Secure Distance	Feasibility
<50 km	Urban metropolitan links or lab tests
50–150 km	Intercity connections with specialized hardware
>150 km	Research-grade systems; requires exceptional components

Keep in mind that the calculation presumes a direct fiber path. In practice, routing through network infrastructure may introduce splices and connectors that add extra loss. Additionally, key generation rates drop rapidly near the secure distance limit; a link may technically remain secure but produce keys too slowly for practical encryption. Operators therefore balance range against throughput.

Design Trade-offs

Channel loss stems from absorption and scattering in the fiber. Telecom-grade fiber typically exhibits around 0.2 dB/km loss at 1550 nm. Decreasing loss by 0.02 dB/km can extend secure distance by several kilometers, highlighting the value of high-quality infrastructure. Detector efficiency influences how many incoming photons register as clicks. Superconducting nanowire detectors reach efficiencies above 80%, but require cryogenic cooling. InGaAs avalanche photodiodes are more compact yet often limited to 20% efficiency. Dark counts vary widely: free-running detectors might register 100 counts per second, while gated designs reduce that number drastically. Lowering dark counts has a direct, linear effect on secure distance, especially at long range where signal rates are minuscule.

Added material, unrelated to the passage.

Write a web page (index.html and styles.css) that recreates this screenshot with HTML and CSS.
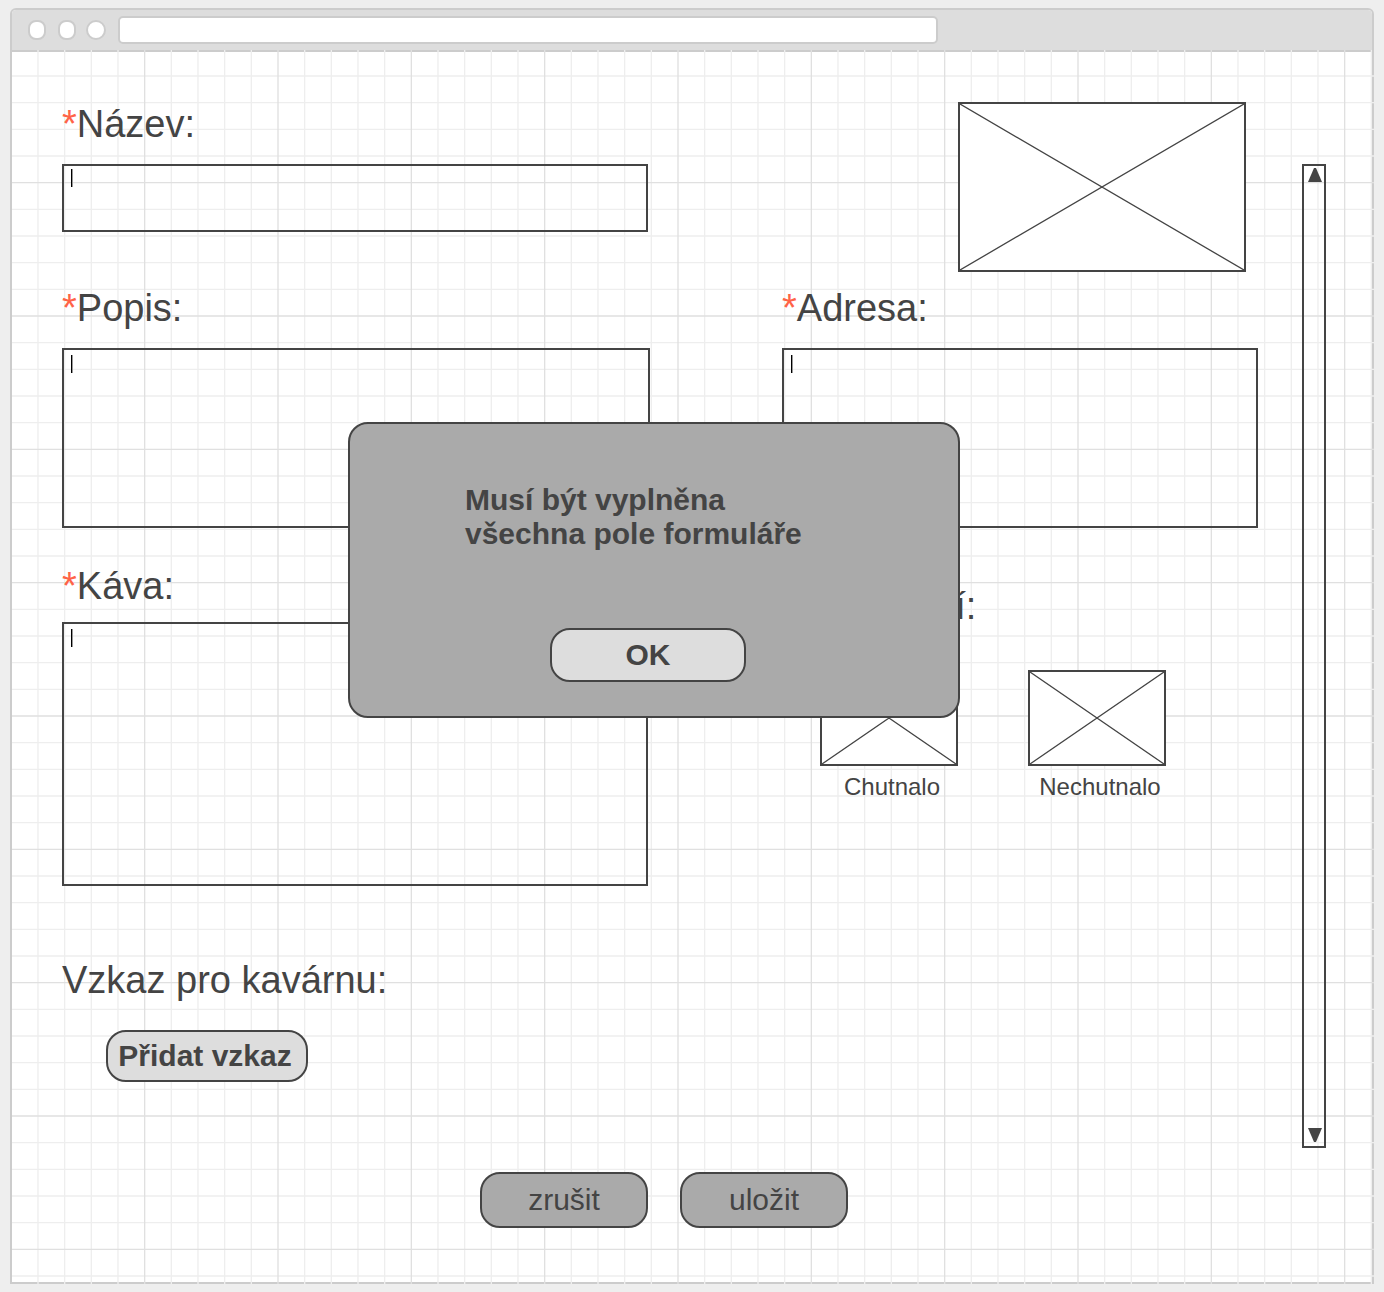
FILE: index.html
```html
<!DOCTYPE html>
<html lang="cs">
<head>
<meta charset="utf-8">
<meta name="viewport" content="width=device-width, initial-scale=1">
<title>Hodnocení kavárny</title>
<link rel="stylesheet" href="styles.css">
</head>
<body>
<div class="browser">
  <header class="toolbar">
    <span class="dot"></span>
    <span class="dot"></span>
    <span class="dot dot-wide"></span>
    <input class="address-bar" type="text" aria-label="URL">
  </header>

  <main class="page">
    <svg class="grid-lines" width="100%" height="100%" aria-hidden="true">
      <defs>
        <pattern id="grid" width="400" height="400" patternUnits="userSpaceOnUse" viewBox="0 0 1200 1200">
          <path class="line-minor" d="M78 0V1200M158 0V1200M238 0V1200M318 0V1200M478 0V1200M558 0V1200M638 0V1200M718 0V1200M878 0V1200M958 0V1200M1038 0V1200M1118 0V1200M0 78H1200M0 158H1200M0 238H1200M0 318H1200M0 478H1200M0 558H1200M0 638H1200M0 718H1200M0 878H1200M0 958H1200M0 1038H1200M0 1118H1200"/>
          <path class="line-major" d="M398 0V1200M798 0V1200M1198 0V1200M0 398H1200M0 798H1200M0 1198H1200"/>
        </pattern>
      </defs>
      <rect width="100%" height="100%" fill="url(#grid)"/>
    </svg>

    <form class="review">
      <div class="column">
        <label class="label" for="nazev"><span class="required">*</span>Název:</label>
        <textarea class="field field-name" id="nazev"></textarea>
        <label class="label label-popis" for="popis"><span class="required">*</span>Popis:</label>
        <textarea class="field field-text" id="popis"></textarea>
        <label class="label label-kava" for="kava"><span class="required">*</span>Káva:</label>
        <textarea class="field field-coffee" id="kava"></textarea>
        <h2 class="label label-vzkaz">Vzkaz pro kavárnu:</h2>
        <button class="button button-light button-message" type="button">Přidat vzkaz</button>
      </div>

      <div class="column">
        <svg class="placeholder placeholder-photo" viewBox="0 0 284 166" preserveAspectRatio="none" role="img" aria-label="Obrázek"><path d="M0 0L284 166M284 0L0 166"/></svg>
        <label class="label label-adresa" for="adresa"><span class="required">*</span>Adresa:</label>
        <textarea class="field field-text" id="adresa"></textarea>
        <h2 class="label label-hodnoceni">Hodnocení:</h2>
        <div class="ratings">
          <figure class="rating">
            <svg class="placeholder placeholder-rating" viewBox="0 0 134 92" preserveAspectRatio="none" aria-hidden="true"><path d="M0 0L134 92M134 0L0 92"/></svg>
            <figcaption class="caption">Chutnalo</figcaption>
          </figure>
          <figure class="rating">
            <svg class="placeholder placeholder-rating" viewBox="0 0 134 92" preserveAspectRatio="none" aria-hidden="true"><path d="M0 0L134 92M134 0L0 92"/></svg>
            <figcaption class="caption">Nechutnalo</figcaption>
          </figure>
        </div>
      </div>

      <div class="actions">
        <button class="button button-dark" type="button">zrušit</button>
        <button class="button button-dark" type="submit">uložit</button>
      </div>
    </form>

    <div class="scrollbar">
      <button class="scroll-button" type="button" aria-label="Nahoru"><svg width="14" height="14" viewBox="0 0 14 14"><path d="M6 0H8L14 14H0Z"/></svg></button>
      <button class="scroll-button" type="button" aria-label="Dolů"><svg width="14" height="14" viewBox="0 0 14 14"><path d="M0 0H14L8 14H6Z"/></svg></button>
    </div>

    <div class="dialog" role="alertdialog" aria-labelledby="dialog-text">
      <p class="dialog-text" id="dialog-text">Musí být vyplněna<br>všechna pole formuláře</p>
      <button class="button button-light button-ok" type="button">OK</button>
    </div>
  </main>
</div>
</body>
</html>
```

FILE: styles.css
```css
* {
  box-sizing: border-box;
}

body {
  margin: 0;
  padding: 8px 10px;
  min-height: 100vh;
  display: flex;
  background: #eee;
  color: #444;
  font-family: "Liberation Sans", Arial, sans-serif;
}

.browser {
  flex: 1;
  min-width: 0;
  display: flex;
  flex-direction: column;
  border: 2px solid #ccc;
  border-radius: 6px 6px 0 0;
  background: #fff;
}

.toolbar {
  display: flex;
  align-items: center;
  padding: 6px 16px;
  border-bottom: 2px solid #ccc;
  border-radius: 4px 4px 0 0;
  background: #ddd;
}

.dot {
  width: 18px;
  height: 20px;
  margin-right: 12px;
  border: 2px solid #ccc;
  border-radius: 8px;
  background: #fff;
}

.dot:nth-child(2) {
  margin-right: 10px;
}

.dot-wide {
  width: 20px;
  border-radius: 10px;
}

.address-bar {
  flex: 0 1 820px;
  min-width: 0;
  height: 28px;
  padding: 0 8px;
  border: 2px solid #ccc;
  border-radius: 5px;
  background: #fff;
  font: 16px "Liberation Sans", Arial, sans-serif;
}

.page {
  flex: 1;
  position: relative;
  display: flex;
  align-items: flex-start;
  gap: 44px;
  padding: 50px 46px 54px 50px;
}

/* The lines run over the frame's borders */
.grid-lines {
  position: absolute;
  top: -2px;
  left: 0;
  width: calc(100% + 2px);
  height: calc(100% + 4px);
}

.line-minor,
.line-major {
  fill: none;
  stroke: #eee;
  stroke-width: 4;
}

.line-major {
  stroke: #e0e0e0;
}

.review {
  flex: 1;
  min-width: 0;
  position: relative;
  display: grid;
  grid-template-columns: 588fr 476fr;
  column-gap: 132px;
}

.column {
  display: flex;
  flex-direction: column;
  align-items: stretch;
  min-width: 0;
}

.label {
  margin: 0 0 18px;
  font-size: 38px;
  font-weight: 400;
  line-height: 44px;
}

.required {
  color: #ff6347;
}

.label-popis {
  margin-top: 54px;
}

.label-kava {
  margin-top: 36px;
  margin-bottom: 14px;
}

.label-vzkaz {
  margin-top: 72px;
  margin-bottom: 28px;
}

.label-adresa {
  margin-top: 14px;
}

.label-hodnoceni {
  margin-top: 56px;
  margin-bottom: 42px;
}

/* An idle text caret is drawn in the field's top left corner */
.field {
  display: block;
  margin: 0;
  padding: 4px 8px;
  border: 2px solid #444;
  border-radius: 0;
  outline: none;
  resize: none;
  background: linear-gradient(90deg, #000 1px, #999 1px) 7px 5px / 2px 18px no-repeat;
  color: #444;
  font: 16px "Liberation Sans", Arial, sans-serif;
}

.field-name {
  height: 68px;
  margin-right: 2px;
  background-position: 7px 3px;
}

.field-text {
  height: 180px;
}

.field-coffee {
  height: 264px;
  margin-right: 2px;
}

.placeholder {
  display: block;
  border: 2px solid #444;
  background: #fff;
  fill: none;
  stroke: #444;
  stroke-width: 1.3;
}

.placeholder-photo {
  align-self: flex-end;
  width: 288px;
  max-width: 100%;
  height: 170px;
  margin-right: 12px;
}

.placeholder-rating {
  width: 138px;
  height: 96px;
}

.ratings {
  display: flex;
  gap: 70px;
  padding-left: 38px;
}

.rating {
  margin: 0;
}

.caption {
  margin-top: 7px;
  padding-left: 6px;
  font-size: 24px;
  line-height: 28px;
  text-align: center;
}

.button {
  padding: 0;
  border: 2px solid #444;
  border-radius: 20px;
  color: #444;
  font: 30px/34px "Liberation Sans", Arial, sans-serif;
  cursor: pointer;
}

.button-light {
  background: #ddd;
  font-weight: 700;
}

.button-dark {
  width: 168px;
  height: 56px;
  background: #aaa;
}

.button-message {
  width: 202px;
  height: 52px;
  margin-left: 44px;
  padding-right: 4px;
}

.actions {
  grid-column: 1 / -1;
  display: flex;
  justify-content: center;
  gap: 32px;
  margin-top: 90px;
  padding-left: 8px;
}

.scrollbar {
  position: relative;
  align-self: stretch;
  display: flex;
  flex-direction: column;
  justify-content: space-between;
  width: 24px;
  margin: 62px 0 80px;
  padding: 2px 2px 4px 4px;
  border: 2px solid #444;
}

.scroll-button {
  width: 14px;
  height: 14px;
  padding: 0;
  border: 0;
  background: none;
  fill: #444;
  cursor: pointer;
}

.scroll-button svg {
  display: block;
}

.dialog {
  position: absolute;
  top: 370px;
  left: 336px;
  width: 612px;
  padding: 59px 115px 34px;
  border: 2px solid #444;
  border-radius: 20px;
  background: #aaa;
}

.dialog-text {
  margin: 0 0 77px;
  font-size: 30px;
  font-weight: 700;
  line-height: 34px;
}

.button-ok {
  display: block;
  width: 196px;
  height: 54px;
  margin-left: 85px;
}
```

The QBER threshold reflects protocol tolerance. Standard BB84 with one-way error correction typically tolerates up to about 11%. Advanced post-processing, decoy states, and efficient reconciliation can push this figure slightly higher. However, setting a lower threshold in the calculator emphasizes conservative operation. Many systems aim for QBER under 5% to maintain healthy key rates after accounting for finite-key effects and statistical fluctuations. Users can experiment with thresholds to gauge the trade-off between distance and error resilience.

Beyond Fiber Links

Free-space QKD uses telescopes to send photons through the atmosphere or even to satellites. In such channels, loss arises from beam divergence, absorption, and turbulence rather than fiber attenuation. While our formula does not directly model free-space loss, similar logic applies: compute signal and noise probabilities, derive QBER, and solve for distance. Satellite experiments with decoy-state protocols have demonstrated secure keys over thousands of kilometers by transmitting through thin air at high altitude and using large-aperture optics. Future constellations may combine space and fiber segments, leveraging trusted nodes and quantum repeaters to construct global quantum-secure networks.

Security Considerations

Although QKD promises unconditional security, real devices leak information through side channels. Detector blinding attacks, photon number splitting, and Trojan horse injections exploit imperfections outside the simple model used here. Engineers mitigate these threats with monitoring circuitry, decoy-state methods, and rigorous certification. The calculator’s purpose is not to guarantee security but to provide a starting point for link budgeting. Real deployments involve full-stack analysis encompassing protocol design, device characterization, and operational procedures. Nonetheless, understanding how basic parameters influence maximum range demystifies QKD and helps stakeholders evaluate technology readiness.

Historical Context

The idea of QKD originated in the 1984 proposal by Bennett and Brassard. Early experiments used short free-space links across laboratories. The first field demonstration over installed fiber occurred in the mid-1990s, spanning a few kilometers. Rapid advances in detector technology, particularly superconducting nanowires, have since pushed distances beyond 500 km. Government agencies and financial institutions now pilot QKD networks to secure sensitive data. These efforts often pair QKD with classical public-key infrastructure, offering hybrid solutions that can transition smoothly if quantum computers threaten existing cryptography. By experimenting with this calculator, readers join the lineage of researchers and engineers striving to translate quantum weirdness into everyday security.

Extending the Model

The present formula omits many subtleties: polarization drift, dispersion, afterpulsing, and finite-key effects all influence performance. Users could extend the script to incorporate a key rate expression, perhaps the decoy-state asymptotic formula $R=q[-Q$_μf(e_μ)H₂(e_μ)+Q₁(1−H₂(e₁))], where $H$₂ is the binary entropy function. Incorporating wavelength-dependent loss or detector dead times would further refine predictions. As quantum repeaters and error-corrected qubits become practical, entirely new scaling laws will emerge. Still, the simple analytic expression used here remains valuable for intuition building and early-stage design.

Practical Usage

To use the calculator effectively, start with conservative estimates of your hardware performance. Insert the fiber loss provided by the manufacturer, typically between 0.18 and 0.25 dB/km for modern fiber. Use the datasheet value for detector efficiency, ensuring it refers to the operating wavelength. Dark count probability per gate can be estimated by dividing the dark count rate by the system clock rate. Choose a QBER threshold consistent with your protocol and security analysis. The resulting distance helps determine whether a direct link is feasible or whether trusted nodes, repeaters, or alternative communication methods are required. Because the math executes locally in your browser, you can safely explore scenarios without exposing design parameters.

Future Outlook

Interest in QKD grows alongside concerns about quantum computers breaking public-key cryptography. Nations invest heavily in quantum communication infrastructure, and standards bodies outline interoperability guidelines. Continuous-variable QKD, measurement-device-independent protocols, and satellite relays each offer distinct advantages. The ability to rapidly estimate secure distances aids in comparing these approaches. As manufacturing scales and component costs drop, QKD may transition from niche deployments to mainstream telecommunications. Understanding the underlying physics empowers policymakers and engineers to make informed choices. The calculator thus serves as both an educational tool and a preliminary engineering aid on the path toward widespread quantum-secure communication.